Due to the high cost of international shipping, we regret that for soft and hard cover books, DVD’s, CD’s and other “hard” materials, that this offer is good ONLY for friends in the USA. We recommend our international friends obtain an electronic version of any materials.

A Challenge for “Organic Church” Believers and their Money

Woman Signing a CheckThe twitching and knee-jerk reactions I get from many (not all) “organic church” believers when the topic of money comes up, reminds me of what the Holy Spirit said to Saul of Tarsus: “It’s hard for you to kick against the pricks.”

The topic of money and finance has been severely abused in the past, and continues to be, in Christian media and many church environments. This abusive “static interference” makes it hard for believers to “hear” God’s genuine frequency on this subject. What is heard stirs up echoes of a painful history and a reactionary protective (understandable) posture: “I’m not going ‘there’ again.” If our pain and desire to protect ourselves ends up desensitizing our hearts, we will be in a bad place. The Holy Spirit in us has to be, and is, greater than the pain of our past.

Many believers in non-institutional environments who experienced financial manipulation and coercion in the past have reacted and settled into a very unhealthy place. My good friend, Stephen W. Hill, says it like this: “For many, the freedom from the selfishness of tithing (giving to get, or to avoid a curse) has been replaced by the selfishness of not giving at all.” Well said. That’s the problem.

Historical abuse is being used as an excuse to deflect any scrutiny or criticism by others of personal financial giving habits and disciplines. In some circles we have gotten so reactionary that the mere thought of any personal discipline, in ANY area,  is considered “performance,” legalism, and religion. Only the insecure with unhealed identities would think so. It is not about “performing to standard.” It is about being alive or dead. A good tree does bear good fruit: regularly, predictably, in season, and on cycle.

If our alleged Christian liberty and understanding of grace results in the decrease of the life of Christ and personal disciplines, it is neither grace nor freedom, but self-deception. Our freedom is not to be used for self-indulgence, but to serve one another in love.

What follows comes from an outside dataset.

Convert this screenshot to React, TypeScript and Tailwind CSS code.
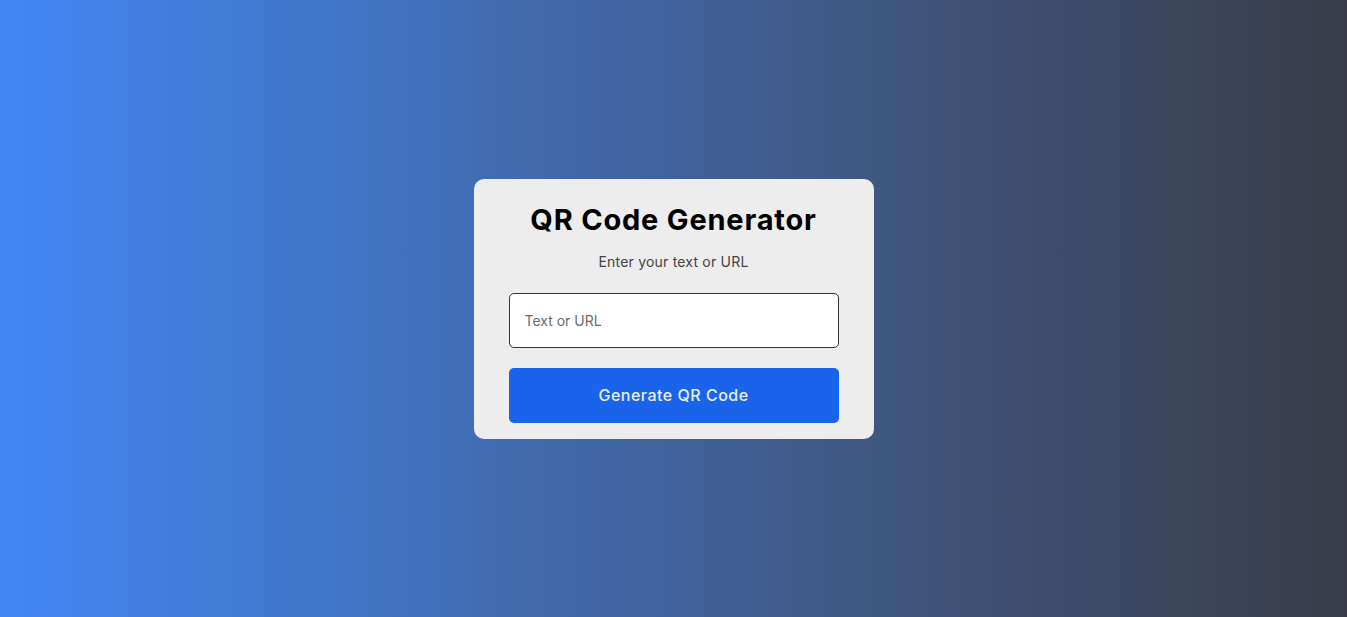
import { useState } from 'react';

export default function App() {
  const [text, setText] = useState('');

  return (
    <div className="min-h-screen w-full flex items-center justify-center bg-gradient-to-r from-[#4188f4] to-[#393c48] font-['Inter','Noto_Sans',sans-serif]">
      <div className="w-[400px] bg-[#ededed] rounded-[10px] px-[35px] pt-[21px] pb-[16px] flex flex-col items-center">
        <h1 className="text-[29px] leading-[40px] font-bold text-black tracking-[0.8px]">QR Code Generator</h1>
        <p className="mt-[12px] text-[14px] leading-[20px] text-[#444] tracking-[0.2px]">Enter your text or URL</p>
        <input
          type="text"
          value={text}
          onChange={(e) => setText(e.target.value)}
          placeholder="Text or URL"
          className="mt-[21px] w-full h-[55px] px-[15px] bg-white border border-[#333] rounded-[5px] text-[14px] text-[#333] placeholder:text-[#6b6b6b] outline-none"
        />
        <button className="mt-[20px] w-full h-[55px] rounded-[5px] bg-[#1a64eb] text-[#e8eefc] text-[16px] font-medium tracking-[0.5px]">
          Generate QR Code
        </button>
      </div>
    </div>
  );
}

The accurate reflection of our Father in time in space is the definition of being “Spirit-led. Our Father is a giver and to proclaim one’s self to be Spirit-led, free, and spiritually mature, and to be tight with our time, talent, and treasure (money) is not only oxymoronic, it is high-level delusion. (I have written elsewhere in this blog on the joy of Spirit-led giving: Why I Quit Tithing: 

We do not need any special “leading of the Spirit” to obey simple scriptural mandates. The Spirit has already led us, through the scripture! Now, we can seek the Lord for details (how much, to whom, or what entity), but the fact of the mandate to give financially and regularly, is not something we need to “seek the Lord” about. We just need to do it! (1 Cor. 16:2, etc.). I am not telling anyone what to give, or where to give. Seek the Lord for that, and be generous like your Father. But giving itself, and the disciplined regularity of it, are scriptural non-negotiables. Just do it.

I do not believe that our structures, meetings, meeting mechanics, what does or doesn’t happen in meetings, how they are conducted–open, closed, participatory, passive, “teaching vs. sharing,” “leading vs. facilitating,” etc., –have any bearing at all on how spiritual, mature, or “revelated” we might be. They’re all irrelevant to me. I’m more concerned about the cold love in my shriveled heart, than the spatial geography of my body during a meeting. There’s a better measure of the temperature of our love than futile OC/IC debates. That measure is our wallet. Closed wallets=shriveled hearts, regardless of how we do meetings. God looks on the heart, not our meeting mechanics.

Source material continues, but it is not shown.